Personal information
- Full name: Denis Orval Lapalme
- Born: 29 April 1959 Timmins, Ontario, Canada
- Died: 1 November 2021 (aged 62)

Sport
- Country: Canada
- Sport: Paralympic athletics Paralympic swimming
- Disability class: C1

Medal record
Paralympic swimming
Representing Canada
Paralympic Games
| Gold medal – first place | 1980 Arnhem | 100m backstroke C1-D1 |
| Silver medal – second place | 1976 Toronto | 100m breaststroke C1 |
| Silver medal – second place | 1980 Arnhem | 100m breaststroke C1 |
| Bronze medal – third place | 1976 Toronto | 100m freestyle C1 |
| Bronze medal – third place | 1980 Arnhem | 100m freestyle C1-C1 |
Paralympic athletics
Paralympic Games
| Gold medal – first place | 1980 Arnhem | 100m C1 |
| Gold medal – first place | 1980 Arnhem | Javelin throw C1 |

= Denis Lapalme =

Canadian athlete and actor (1959–2021)

Denis Orval Lapalme (April 29, 1959 – November 1, 2021) was a Canadian amputee athlete and actor, most noted as a competitor and medalist at the Paralympic Games.

Born in Timmins, Ontario, Lapalme lost both legs in a train accident in childhood. As an adult he was based principally in Ottawa, where he worked as a civil servant.

==Athletic career==
He competed in swimming at the 1976 Summer Paralympics in Toronto, winning a bronze medal in the men's 100-metre freestyle and a silver in the men's 100-metre breaststroke.

At the 1980 Summer Paralympics in Arnhem, Netherlands, he competed in both track and swimming, winning gold medals in the men's 100-metre sprint, javelin and 100-meter backstroke, a silver medal in the 100-metre breaststroke, and a bronze medal in the 100-metre freestyle.

Lapalme competed on the men's wheelchair basketball team at both the 1988 Summer Paralympics in Seoul, South Korea and the 1992 Summer Paralympics in Barcelona, Spain. but the team did not medal at either event.

He also competed nationally and internationally in other track and wheelchair basketball competitions below the Paralympic level, including at the IWAS World Games in 1979.

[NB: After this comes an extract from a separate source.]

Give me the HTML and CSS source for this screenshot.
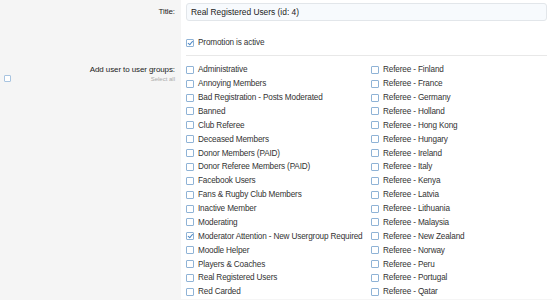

Although no longer active as a Paralympic competitor after 1992, he remained involved in sports as late as the early 2010s as captain of the Ottawa Sledgehammers, the city's sledge hockey team. Lapalme died on November 1, 2021, in Hull, Quebec at the age of 62 of brain cancer.

==Acting==
Following the end of his Paralympic career he was cast in his first acting role, as Jerome of Sandy Cove in Phil Comeau's 1994 film Jerome's Secret. He subsequently had small parts in the films Bleeders and Two Lovers and a Bear, and an episode of the television series F/X: The Series.